In cities around the United States, including Los Angeles, the Bureau of Jewish Education (BJE) often acts as a local planner for the trip, and community money subsidizes its roughly $3,500 price tag. The BJE in Los Angeles this year is sending an adult group, and is also making the trip a yearly rather than biannual event, as it has been for the past decade.

“This is not a horror and sadness trip. It’s not just about concentration camps and death camps, not about Nazis,” said Phil Liff-Grieff, BJE’s associate director, who has attended with groups twice. “It’s really about having the opportunity to think about who we are in a very powerful conversation with our past.”

This year, the international March of the Living is boosting promotion efforts in an attempt to get 18,000 Jewish and non-Jewish teenagers and adults — nearly three times the yearly average — for the May 2005 trip, commemorating the 60th anniversary of the liberation of the camps.

At Milken Community High School, which sent 12 students last year, recruitment efforts are underway to get as many as possible of the 138 seniors to go this year, an idea Marrero thinks is a good one.

“I got a really good Jewish education, but I never really understood the immediacy of why I needed that education and the role it needed to play in my life. There was this disconnect, and the march really made Judaism a part of my life,” Marrero said. “It has given me a calling, or a task.”

About 100,000 teens worldwide have gone on March of the Living since the first trip in 1988. Every year, local delegations from around the world spend a week in Poland, touring erstwhile shtetls and concentrations camps. The week culminates on Yom HaShoah, Holocaust Remembrance Day, with 6,000 teens, chaperones and survivors in matching blue jackets marching with Israeli flags from Auschwitz to Burkina.

After Poland the groups head to Israel, where they celebrate Israeli Memorial Day and Independence Day.

The combination of understanding the richness of what was once there, how it was lost, and then how Israel rose from the ashes to become what is today, in a milieu with peers from around the world, proves to be an intense experience for teens.

To aid the teens in processing the information, a social worker attends the trip, and work is done in small groups before, during and after the trip itself.

“Even though the experience was intense and very emotionally and mentally challenging to deal with, I think ultimately the intensity of the experience is what lit up the passion inside of us to go out and carry the message of what we learned,” said Miri Cypers, a Milken graduate who now attends Barnard College. “One of the most important messages of the trip was how to take history and take the tragedy of the past and still continue to find meaning and depth in everyday life.”

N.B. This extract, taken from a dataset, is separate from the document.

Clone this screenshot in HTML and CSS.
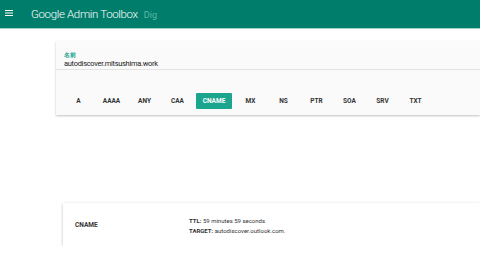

That message was brought home by the presence of Nandor “Marko” Markovic, a survivor who attended with last year’s Los Angeles group (see sidebar).

“Marko’s response and his way of dealing with things — and the way I’ve come to view the world — is that you have to respond to injustice with humanity,” Marrero said.

Markovic built intense bonds with the group, telling them his story of surviving through six concentration camps when he was younger than most of them.

“I never got to meet my grandfather, but Marko filled that void in my life,” said Marrero. “I’ve never learned such important lessons from anyone as I did from him. It was unbelievable to be able to meet someone you didn’t know before and two weeks later feel like you’ve learned the most important lessons of life on how to deal with yourself and how to confront humanity and how to deal with evil in the world.”

Both Marrero and Cypers tell of their experience in the small town of Tykocin in Poland, where they stood in desolation looking at the barely visible relics of a wooden Magen David on what was once the rabbi’s house in a thriving community. The group suddenly heard loud noises coming from the 500-year-old synagogue that had been salvaged as a museum. They entered, and found hundreds of March of the Living participants from around the world singing and dancing.

“I could see Marko just started to weep, because this was a tangible moment where we could see how we were bringing back life that [which] was decimated,” Cypers said.

It was Marko’s first time back to Auschwitz since he lost his parents and several siblings there, and he said it was the kids who carried him through the trip, and gave him the strength to continue on the 3-kilometer march.

“With my generation going, the whole story will go to academia,” Markovic said. “If we bond with these kids, they will remember it emotionally rather than academically.”

That was the thinking behind the creation of March of the Living. Israeli Knesset Member Avraham Hirchson saw that Israeli teens did not know anything about the Holocaust, and he wanted to be sure that Israelis and Jews worldwide could bear witness to the destruction. Along the way, the larger idea of building Jewish identity arose.

“I am convinced that March of the Living has such an impact on these youngsters, that without modesty I will predict that they will represent the future leadership of the Jewish people all over the world,” said Freddy Diamond, a survivor of Auschwitz and Sachsenhausen who founded Los Angeles’s citywide Yom Hashoah program and attended the march five times over 10 years.

While in Auschwitz, Diamond showed the teens the block where his brother, a leader of the little-known resistance in Auschwitz, was tortured and then where he was hanged in front of 15,000 inmates.

Markovic showed them where he stood when he shooed his little sister to go stand with their mother and other siblings; they were among thousands killed that day.

But more than reliving the tragedy, the survivors provide inspiration. It is a difficult trip for the aging survivors, but one they see as key not only to remembering their lost families, but as central to the Jewish future.

“What is the impact of the trip to Poland and Israel?” Diamond asked. “I can say it in one sentence: For the first time in their lives, these youngsters know what a privilege it is to be Jewish.”